First, we change the mesh network topology of the PBFT algorithm to a tree network topology so that the STBFT algorithm is suitable for hierarchical network systems. The STBFT algorithm divides the network nodes into several subnets, and each subnet has a primary node to send the consensus result to the client.
Second, for the hierarchical network system, the higher the Byzantine node level is, the greater the threat to the consensus network. To make the Byzantine node unable to predict the grouping information, a random grouping strategy based on a verifiable random function (VRF) is proposed to prevent Byzantine node targeted attacks and collusion from affecting the normal consensus of the system, thus ensuring the security of the system.

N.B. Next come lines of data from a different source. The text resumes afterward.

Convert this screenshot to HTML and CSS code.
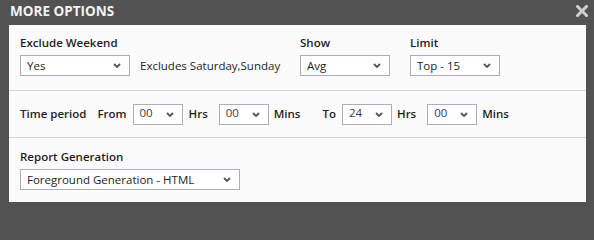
FILE: index.html
```html
<!DOCTYPE html>
<html>
<head>
<meta charset="utf-8">
<link rel="stylesheet" href="styles.css">
</head>
<body>
<div class="dialog">
  <div class="titlebar">
    <span class="title">MORE OPTIONS</span>
    <svg class="close" width="12" height="12" viewBox="0 0 12 12"><path d="M1.5 1.5 L10.5 10.5 M10.5 1.5 L1.5 10.5" stroke="#cfcfcf" stroke-width="3" stroke-linecap="square"/></svg>
  </div>
  <div class="panel">
    <div class="section sec-top">
      <div class="field f-weekend">
        <div class="label">Exclude Weekend</div>
        <div class="inline">
          <div class="select w110"><span>Yes</span><svg class="chev" width="8" height="5" viewBox="0 0 8 5"><path d="M1 1 L4 4 L7 1" fill="none" stroke="#555" stroke-width="1.8"/></svg></div>
          <span class="note">Excludes Saturday,Sunday</span>
        </div>
      </div>
      <div class="field f-show">
        <div class="label">Show</div>
        <div class="select w90"><span>Avg</span><svg class="chev" width="8" height="5" viewBox="0 0 8 5"><path d="M1 1 L4 4 L7 1" fill="none" stroke="#555" stroke-width="1.8"/></svg></div>
      </div>
      <div class="field">
        <div class="label">Limit</div>
        <div class="select w90"><span>Top - 15</span><svg class="chev" width="8" height="5" viewBox="0 0 8 5"><path d="M1 1 L4 4 L7 1" fill="none" stroke="#555" stroke-width="1.8"/></svg></div>
      </div>
    </div>
    <div class="section sec-time">
      <span class="label tp">Time period</span>
      <span class="label from">From</span>
      <div class="select w50"><span class="num">00</span><svg class="chev" width="8" height="5" viewBox="0 0 8 5"><path d="M1 1 L4 4 L7 1" fill="none" stroke="#555" stroke-width="1.8"/></svg></div>
      <span class="label unit">Hrs</span>
      <div class="select w50"><span class="num">00</span><svg class="chev" width="8" height="5" viewBox="0 0 8 5"><path d="M1 1 L4 4 L7 1" fill="none" stroke="#555" stroke-width="1.8"/></svg></div>
      <span class="label unit2">Mins</span>
      <span class="label to">To</span>
      <div class="select w50"><span class="num">24</span><svg class="chev" width="8" height="5" viewBox="0 0 8 5"><path d="M1 1 L4 4 L7 1" fill="none" stroke="#555" stroke-width="1.8"/></svg></div>
      <span class="label unit3">Hrs</span>
      <div class="select w50"><span class="num">00</span><svg class="chev" width="8" height="5" viewBox="0 0 8 5"><path d="M1 1 L4 4 L7 1" fill="none" stroke="#555" stroke-width="1.8"/></svg></div>
      <span class="label unit2">Mins</span>
    </div>
    <div class="section sec-report">
      <div class="label">Report Generation</div>
      <div class="select w220"><span>Foreground Generation - HTML</span><svg class="chev" width="8" height="5" viewBox="0 0 8 5"><path d="M1 1 L4 4 L7 1" fill="none" stroke="#555" stroke-width="1.8"/></svg></div>
    </div>
  </div>
</div>
</body>
</html>
```
FILE: styles.css
```css
html, body {
  margin: 0;
  padding: 0;
  background: #525252;
}
body {
  font-family: "Open Sans", "Noto Sans", "DejaVu Sans", sans-serif;
  font-size: 11.5px;
  color: #1e1e1e;
}
.dialog {
  width: 594px;
  height: 211px;
  background: #525252;
  box-sizing: border-box;
  padding: 0 8px 0 9px;
}
.titlebar {
  height: 25px;
  display: flex;
  align-items: center;
  justify-content: space-between;
  margin-left: 1px;
  margin-right: -2px;
}
.title {
  color: #f2f2f2;
  font-weight: 700;
  font-size: 13.5px;
  line-height: 18px;
  margin-top: -3px;
}
.close {
  margin-top: -3px;
}
.panel {
  background: #fbfbfb;
  height: 177px;
}
.section {
  padding-left: 11px;
  box-sizing: border-box;
}
.sec-top {
  height: 66px;
  display: grid;
  grid-template-columns: 280px 110px auto;
  padding-top: 10px;
  border-bottom: 1px solid #d6d6d6;
}
.sec-time {
  height: 47px;
  display: flex;
  align-items: center;
  border-bottom: 1px solid #d6d6d6;
}
.sec-report {
  padding-top: 11px;
}
.label {
  font-weight: 600;
  line-height: 16px;
  white-space: nowrap;
}
.field .label,
.sec-report .label {
  margin-bottom: 4px;
}
.inline {
  display: flex;
  align-items: center;
}
.note {
  margin-left: 10px;
  white-space: nowrap;
}
.select {
  height: 21px;
  box-sizing: border-box;
  border: 1px solid #a9aeb8;
  background: #fff;
  display: flex;
  align-items: center;
  justify-content: space-between;
  padding: 0 8px 0 6px;
  white-space: nowrap;
}
.select span {
  line-height: 16px;
}
.select .num {
  color: #3a3a4a;
  margin-top: -3px;
  font-weight: 400;
}
.chev {
  display: block;
}
.w110 { width: 110px; }
.w90 { width: 90px; }
.w50 { width: 50px; }
.w220 { width: 220px; }
.tp { margin-right: 11px; }
.from { margin-right: 6px; }
.unit { margin: 0 11px 0 6px; }
.unit2 { margin-left: 5px; }
.to { margin: 0 6px 0 22px; }
.unit3 { margin: 0 11px 0 5px; }
```
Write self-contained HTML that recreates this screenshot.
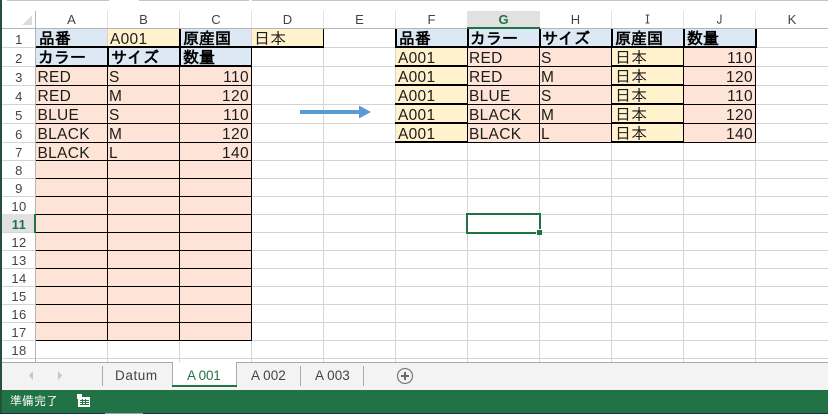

Third, scalability and fault tolerance cannot be well balanced in hierarchical network systems. Therefore, the feedback mechanism is proposed to monitor and relay the nodes’ behavior, reduce Byzantine failure’s influence on hierarchical network systems, improve the fault tolerance performance of algorithms, and enhance the security and activity of the system.
Related Work
The most significant difference between the blockchain and the traditional distributed consensus system is its complex operating environment. Even in the strict consortium chain, Byzantine nodes will be introduced. Therefore, since the birth of blockchain technology, Byzantine fault-tolerant consensus algorithms have gradually increased. Given the deficiencies of the PBFT algorithm, in recent years, researchers have mainly researched the process optimization of the PBFT algorithm and the consensus system architecture, resulting in the birth of many excellent Byzantine fault tolerance consensus algorithms.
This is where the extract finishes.